I’ve met some great folks via Twitter - many of whom I’ve not met in person yet, but have interacted with on various increasing levels. It’s definitely a great way to find cool folks who are interested in similar stuff!

1306h Friday, 13 June 2008 Permalink

I’ve taken to using a script to save a list of followers so I can see who’s added me, and then doing a “following:updates” ratio. Anyone who just listens (total lurker) with little or nothing to say gets blocked. Also, anyone with no bio, or other anonymity gets blocked.

On the other hand, I started following 1000monkeys which is like a fun-house mirror bot.


Lachlan Hardy
1739h Saturday, 14 June 2008 Permalink

That’s an interesting method, Jim. I still just do all mine manually. It doesn’t take a long time to check folks out. And I don’t get enough adds that I really need to automate it.

I do love 1000monkeys too. I think Andrew Tetlaw built that. He’s a devilishly clever fellow!

Stephanie Sullivan
1417h Saturday, 21 March 2009 Permalink

To be honest, I used to look at every single person as they added me to see who they were and if I wanted to follow them back (I never block unless they’re inappropriate). Then a couple months ago, twitter decided that every email I own (6 different domains) didn’t work (yes, of course they do). And I no longer get any notification. I filed a ticket on it, but nothing’s happened.
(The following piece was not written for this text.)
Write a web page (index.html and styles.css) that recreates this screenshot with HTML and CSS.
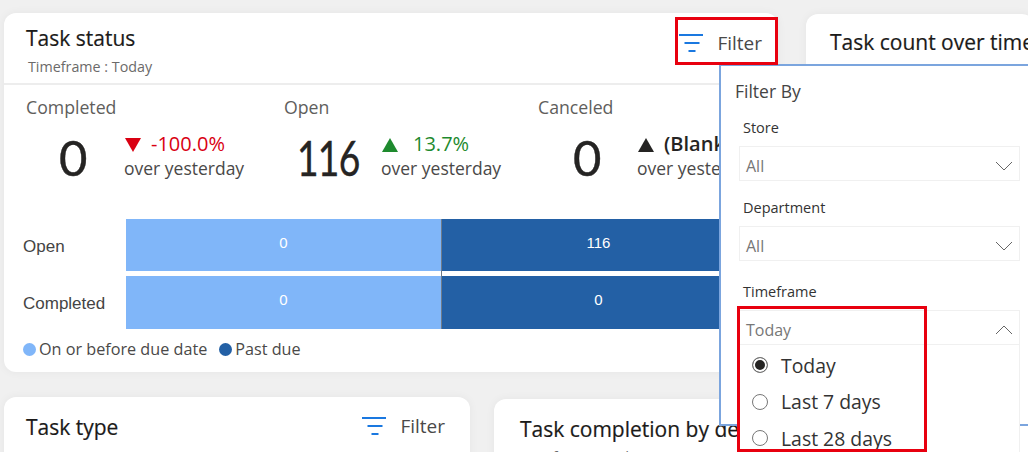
FILE: index.html
```html
<!DOCTYPE html>
<html lang="en">
<head>
   <meta charset="UTF-8">
   <meta name="viewport" content="width=device-width, initial-scale=1.0">
   <title>Task status</title>
   <link rel="stylesheet" href="styles.css">
</head>
<body>
   <div class="page">

      <div class="row row-top">
         <section class="card card-status">
            <header class="status-head">
               <div>
                  <h2 class="card-title">Task status</h2>
                  <div class="timeframe">Timeframe : Today</div>
               </div>
               <div class="filter-btn filter-btn-top">
                  <svg class="filter-icon" width="26" height="18" viewBox="0 0 26 18"><path d="M1 1h24M6.500 9h15M10.500 17h7" stroke="#1a78e0" stroke-width="2" fill="none"/></svg>
                  <span>Filter</span>
               </div>
            </header>

            <div class="kpis">
               <div class="kpi kpi-completed">
                  <div class="kpi-label">Completed</div>
                  <div class="kpi-body">
                     <div class="kpi-num">0</div>
                     <div class="kpi-delta">
                        <div class="delta-top red"><i class="tri tri-down"></i><span>-100.0%</span></div>
                        <div class="delta-sub">over yesterday</div>
                     </div>
                  </div>
               </div>
               <div class="kpi kpi-open">
                  <div class="kpi-label">Open</div>
                  <div class="kpi-body">
                     <div class="kpi-num"><span class="num-narrow">116</span></div>
                     <div class="kpi-delta">
                        <div class="delta-top green"><i class="tri tri-up"></i><span>13.7%</span></div>
                        <div class="delta-sub">over yesterday</div>
                     </div>
                  </div>
               </div>
               <div class="kpi kpi-canceled">
                  <div class="kpi-label">Canceled</div>
                  <div class="kpi-body">
                     <div class="kpi-num">0</div>
                     <div class="kpi-delta">
                        <div class="delta-top dark"><i class="tri tri-up"></i><span class="blank">(Blank)</span></div>
                        <div class="delta-sub">over yesterday</div>
                     </div>
                  </div>
               </div>
            </div>

            <div class="chart">
               <div class="chart-row chart-row-first">
                  <div class="chart-label">Open</div>
                  <div class="bar bar-light">0</div>
                  <div class="bar bar-dark">116</div>
               </div>
               <div class="chart-row">
                  <div class="chart-label">Completed</div>
                  <div class="bar bar-light">0</div>
                  <div class="bar bar-dark">0</div>
               </div>
            </div>

            <div class="legend">
               <span class="legend-item"><i class="dot dot-light"></i>On or before due date</span>
               <span class="legend-item"><i class="dot dot-dark"></i>Past due</span>
            </div>
         </section>

         <section class="card card-count">
            <h2 class="card-title">Task count over time</h2>
            <div class="timeframe timeframe-tight">Timeframe : Today</div>
         </section>
      </div>

      <div class="row row-bottom">
         <section class="card card-type">
            <h2 class="card-title">Task type</h2>
            <div class="filter-btn filter-btn-low">
               <svg class="filter-icon" width="26" height="18" viewBox="0 0 26 18"><path d="M1 1h24M6.500 9h15M10.500 17h7" stroke="#1a78e0" stroke-width="2" fill="none"/></svg>
               <span>Filter</span>
            </div>
         </section>
         <section class="card card-completion">
            <h2 class="card-title">Task completion by department</h2>
            <div class="timeframe timeframe-tight">Timeframe : Today</div>
         </section>
      </div>

   </div>

   <!-- filter flyout -->
   <aside class="flyout">
      <div class="flyout-title">Filter By</div>

      <div class="field">
         <label class="field-label">Store</label>
         <div class="select"><span>All</span>
            <svg width="18" height="10" viewBox="0 0 18 10"><path d="M1 1l8 8 8-8" stroke="#666" fill="none"/></svg>
         </div>
      </div>

      <div class="field field-dept">
         <label class="field-label">Department</label>
         <div class="select"><span>All</span>
            <svg width="18" height="10" viewBox="0 0 18 10"><path d="M1 1l8 8 8-8" stroke="#666" fill="none"/></svg>
         </div>
      </div>

      <div class="field field-time">
         <label class="field-label">Timeframe</label>
         <div class="select"><span>Today</span>
            <svg width="18" height="10" viewBox="0 0 18 10"><path d="M1 9l8-8 8 8" stroke="#666" fill="none"/></svg>
         </div>
         <ul class="options">
            <li class="option"><i class="radio radio-on"></i>Today</li>
            <li class="option"><i class="radio"></i>Last 7 days</li>
            <li class="option"><i class="radio"></i>Last 28 days</li>
         </ul>
      </div>
   </aside>

   <!-- red callouts -->
   <div class="callout callout-filter"></div>
   <div class="callout callout-time"></div>
</body>
</html>
```

FILE: styles.css
```css
* {
   box-sizing: border-box;
}

html, body {
   height: 100%;
}

body {
   margin: 0;
   background: #f0f0f0;
   overflow: hidden;
   position: relative;
   font-family: "Open Sans", "Noto Sans", sans-serif;
   color: #252423;
}

.page {
   height: 452px;
   overflow: hidden;
   padding: 13px 0 0 4px;
}

.row {
   display: flex;
}

.row-top {
   gap: 28px;
   height: 384px;
}

.row-bottom {
   gap: 24px;
}

.card {
   background: #fff;
   border-radius: 12px;
   box-shadow: 0 0 10px rgba(0, 0, 0, .05);
}

.card-title {
   margin: 0;
   font-size: 21px;
   font-weight: 400;
   line-height: 27px;
   color: #1b1a19;
   white-space: nowrap;
   -webkit-text-stroke: .2px #1b1a19;
}

.card-status {
   width: 774px;
   height: 359px;
   flex: none;
}

.status-head {
   height: 72px;
   border-bottom: 2px solid #ededed;
   padding: 12px 16px 0 22px;
   display: flex;
   justify-content: space-between;
}

.timeframe {
   font-size: 14.300px;
   line-height: 18px;
   color: #6b6a69;
   margin: 6px 0 0 2px;
   white-space: nowrap;
}

.timeframe-tight {
   margin: 5px 0 0;
}

.filter-btn {
   display: flex;
   align-items: center;
   gap: 13px;
   font-size: 19px;
   color: #4a4948;
}

.filter-btn-top {
   align-self: flex-start;
   margin-top: 5px;
}

.filter-btn-low {
   margin-top: -1px;
}

.filter-icon {
   flex: none;
}

.kpis {
   display: flex;
   padding: 10px 0 0 22px;
   height: 134px;
}

.kpi-completed {
   width: 258px;
}

.kpi-open {
   width: 254px;
}

.kpi-label {
   font-size: 17.700px;
   line-height: 24px;
   color: #605e5c;
}

.kpi-body {
   display: flex;
   align-items: flex-start;
   margin-top: 4px;
}

.kpi-num {
   flex: none;
   margin-top: 4px;
   font-family: "Lato", "Open Sans", sans-serif;
   font-size: 49px;
   line-height: 60px;
   color: #252423;
   -webkit-text-stroke: .4px #252423;
}

.kpi-completed .kpi-num {
   width: 98px;
   padding-left: 33px;
}

.kpi-open .kpi-num {
   width: 97px;
   padding-left: 13px;
}

.kpi-canceled .kpi-num {
   width: 99px;
   padding-left: 35px;
}

.num-narrow {
   display: inline-block;
   letter-spacing: -1px;
   transform: scaleX(.76);
   transform-origin: left center;
}

.kpi-delta {
   margin-top: 8px;
}

.delta-top {
   display: flex;
   align-items: center;
   font-size: 20px;
   height: 24px;
}

.delta-top.red { color: #d90012; }
.delta-top.green { color: #1e8a2e; }
.delta-top.dark { color: #252423; font-weight: 600; }

.delta-sub {
   margin-top: 1px;
   font-size: 17.500px;
   line-height: 24px;
   color: #4a4948;
   white-space: nowrap;
}

.tri {
   display: block;
   width: 0;
   height: 0;
   margin: 4px 10px 0 1px;
   border-left: 8px solid transparent;
   border-right: 8px solid transparent;
}

.tri-down { border-top: 14px solid currentColor; }
.tri-up { border-bottom: 14px solid currentColor; }

.green .tri {
   margin-right: 15px;
}

.chart {
   position: relative;
   display: flex;
   flex-direction: column;
   gap: 5px;
}

/* thin rule between the two colours, runs through the gap too */
.chart::after {
   content: '';
   position: absolute;
   left: 437px;
   top: 0;
   bottom: 0;
   width: 1px;
   background: #6f7b88;
}

.chart-row {
   display: flex;
   height: 53px;
}

.chart-row-first {
   height: 52px;
}

.chart-label {
   width: 122px;
   padding: 18px 0 0 19px;
   font-family: "Liberation Sans", sans-serif;
   font-size: 17px;
   color: #444;
}

.bar {
   display: flex;
   justify-content: center;
   width: 315px;
   padding-top: 15px;
   font-family: "Liberation Sans", sans-serif;
   font-size: 15px;
   color: #fff;
}

.bar-light {
   background: #80b6f9;
}

.bar-dark {
   background: #2360a5;
}

.legend {
   display: flex;
   gap: 12px;
   padding: 10px 0 0 19px;
   font-size: 16.200px;
   line-height: 20px;
   color: #4a4948;
}

.legend-item {
   display: flex;
   align-items: center;
   gap: 3px;
}

.dot {
   width: 13px;
   height: 13px;
   border-radius: 50%;
}

.dot-light { background: #80b6f9; }
.dot-dark { background: #2360a5; }

.card-count {
   flex: 1;
   height: 359px;
   margin-top: 1px;
   padding: 15px 0 0 24px;
}

.card-type {
   width: 466px;
   height: 100px;
   flex: none;
   padding: 17px 25px 0 22px;
   display: flex;
   justify-content: space-between;
   align-items: flex-start;
}

.card-completion {
   flex: 1;
   height: 100px;
   margin-top: 2px;
   padding: 17px 0 0 26px;
}

.flyout {
   position: absolute;
   left: 719px;
   top: 64px;
   width: 400px;
   height: 362px;
   background: #fff;
   border: 2px solid #7ba5de;
   padding: 13px 0 0 14px;
}

.flyout-title {
   font-size: 17.500px;
   line-height: 24px;
   color: #444;
}

.field {
   width: 281px;
   margin: 0 0 0 4px;
}

.field-label {
   display: block;
   font-size: 14.500px;
   font-weight: 500;
   line-height: 20px;
   color: #333;
   padding-left: 4px;
   margin-top: 15px;
}

.field-dept .field-label {
   margin-top: 17px;
}

.field-time .field-label {
   margin-top: 21px;
}

.select {
   height: 35px;
   margin-top: 8px;
   border: 1px solid #f0f0f0;
   display: flex;
   align-items: center;
   justify-content: space-between;
   padding: 4px 6px 0 6px;
   font-size: 16px;
   color: #777;
}

.options {
   position: absolute;
   list-style: none;
   margin: 0;
   padding: 2px 0 0 12px;
   width: 281px;
   height: 120px;
   background: #fff;
   border-left: 1px solid #f0f0f0;
   border-right: 1px solid #f0f0f0;
   font-size: 19.400px;
   color: #333;
}

.option {
   display: flex;
   align-items: center;
   gap: 13px;
   height: 36.500px;
}

.radio {
   width: 16px;
   height: 16px;
   border-radius: 50%;
   border: 1px solid #777;
   background: #fff;
}

.radio-on {
   background: #252423;
   box-shadow: inset 0 0 0 2px #fff;
}

.callout {
   position: absolute;
   border: 3px solid #e8000f;
}

.callout-filter {
   left: 675px;
   top: 17px;
   width: 103px;
   height: 48px;
}

.callout-time {
   left: 737px;
   top: 306px;
   width: 190px;
   height: 146px;
}
```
This means that I have to remember to go in and see who has followed recently (which with Mr. Tweet can be a whole lot). So I’ve gotten rather slack because I’ve been busy lately. I glance and if I recognize them I follow. But until the weekends when I have time to click every single one, I don’t really see who’s there.

As a rule, I follow people I know, people I want to know (have heard of), people that are interesting regarding my industry and people that are funny as crap. :) I don’t see a point in blocking the others since I don’t even know they’re there if I don’t follow them. Maybe I’m silly.